Les défections de certains équipements achetés par des ménages marocains ont fait d’innombrables victimes. Les dernières en date, étaient trois Sénégalaises surprises en plein sommeil par l’erreur humaine et par le gaz. Si ces défections techniques sont dangereuses pour la vie humaine, les prix de ce produit pourraient s’avérer toxiques pour une réforme qui tarde à cibler ceux qui méritent les subventions à caractère social. par Driss Al Andaloussi
L a compensation fait partie du paysage politique, elle est au centre des débats et parfois de querelles entre partis et est surtout un lieu où la réforme est la moins souhaitée et la plus combattue par des discours souvent démagogiques. Le coût de la compensation est bien calculé sur le plan politique. L’indexation a sauvé en partie le budget. L’évolution des prix sur le marché international a été une réelle bouffée d’oxygène pour la dépense publique. La chute des prix des hydrocarbures se maintient et a fait dire au ministre des Affaires générales et de la gouvernance, que la main du ciel était salvatrice pour notre pauvre budget. Entre temps, le sucre, la farine et le gaz butane continuent de constituer une charge qui ne peut être totalement qualifiée de sociale. Les cibles de la compensation ne sont que partiellement atteintes par les «générosités budgétaires». L’essentiel des subventions profite à ceux qui peuvent s’offrir les produits subventionnés à leur prix réel. Et à la tête de ces produits, se trouve le gaz butane.

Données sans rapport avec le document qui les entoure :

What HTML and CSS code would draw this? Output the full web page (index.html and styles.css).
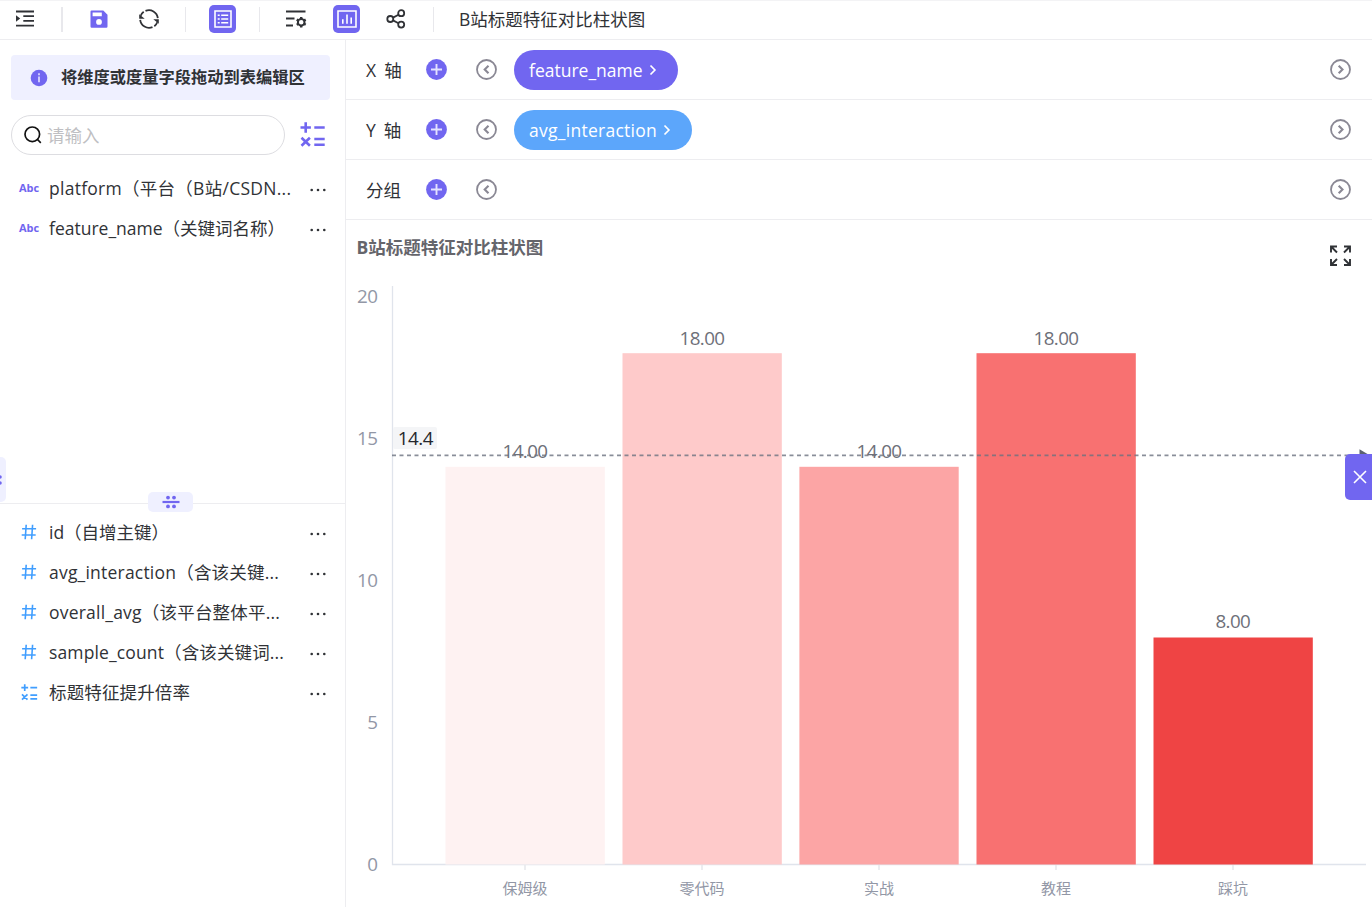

Les questions fusent de tous les côtés et les réponses gouvernementales se sont inscrites depuis longtemps dans le flou. Annoncer qu’on va annoncer dans un proche avenir une réelle réforme de la compensation est un discours qui a trop duré. Le nombre d’articles de presse » écrits sur la base d’informations qualifiées de fiables et à partir de sources considérées comme «sûres», annonçant la fin de la subvention au gaz, est grand. Entre affirmations et démentis très savamment distillés, le citoyen plus que l’homme politique est en droit de savoir si la décision sera prise demain ou reléguée au gré de la situation politique et de ses soubresauts.
Ménages, compensation et taxes sur les produits énergétiques
En 2013, les ménages ont bénéficié de 12,7 milliards de DH au titre des produits énergétiques, soit moins de 38% du montant total de la compensation qui s’est élevé à 33,649 milliards de DH. Et même à l’intérieur de la catégorie «ménages», les disparités sociales réduisent l’effet social de la compensation. Les quantités consommées par les familles pauvres (gasoil, essence et gaz butane) sont moins importantes que celles consommées par les familles de la catégorie «moyenne supérieure et aisée».
Beaucoup de calculs ont été faits pour déterminer le prix «réel» des bonbonnes de gaz que le citoyen achète auprès de son épicier à un prix «artificiellement bas» de plus de 20 DH pour celle de 3 kg et de plus de 80 DH pour celle de 12 kg. Mais pour aller plus dans la logique des calculs des coûts, il faut aussi calculer le montant des transferts affectés à travers le mécanisme de la compensation pour alimenter en gaz des exploitations agricoles, des pâtisseries, des boulangeries, des exploitations agricoles et des familles aisées. Plus logique, serait la démarche qui consisterait à comparer, comme l’a fait la Cour des comptes, les coûts de la compensation avec les prélèvements de la fiscalité indirecte sur les produits énergétiques importés. En 2013, la TIC (taxe intérieure à la consommation) et la TVA sur l’importation des prix énergétiques, ont rapporté à la caisse de l’Etat 24 milliards de DH. Les chiffres de 2014 n’ont pas connu de bouleversements significatifs. La baisse de 8,2% du produit de la TVA à l’importation des produits énergétique, a été compensée par la hausse de la TIC. Cette dernière a comme assiette le tonnage et non la valeur. Les recettes susvisées ont donc couvert environ 64% de l’ensemble des émissions au titre de la compensation en 2014, soit 37,2 milliards de DH .Si on enlève les subventions au titre du sucre et de la farine, la balance serait presque parfaite. L’impôt est donc une composante essentielle dans la structure des prix et il faut le dire pour relativiser le langage comptable et ses rigueurs. Les 23 milliards de DH budgétisés pour 2015 au titre de la compensation seraient, et nous le souhaitons, moins élevés que les taxes qui grèvent les produits énergétiques à l’importation.
L’éternelle question du ciblage
Reste le ciblage et ses portées politiques et parfois « politiciennes ». Le FMI et la Banque Mondiale demandent la réalité des prix et le transfert social vers ceux qui le méritent et nous assistons depuis le début du processus, à des réformes par « petites touches » de la question. L’indexation et la courageuse décision de son application ne sont pas suffisantes. L’aide directe aux familles nécessiteuses doit être bien calculée et surtout bien pilotée et bien sûr, il faut pouvoir entrer dans une bataille contre les lobbys défendant certains systèmes de rente dans tous les secteurs. A la veille d’une bataille électorale qui s’annonce difficile, le prix du gaz butane peut réchauffer les ardeurs et le système nerveux politique.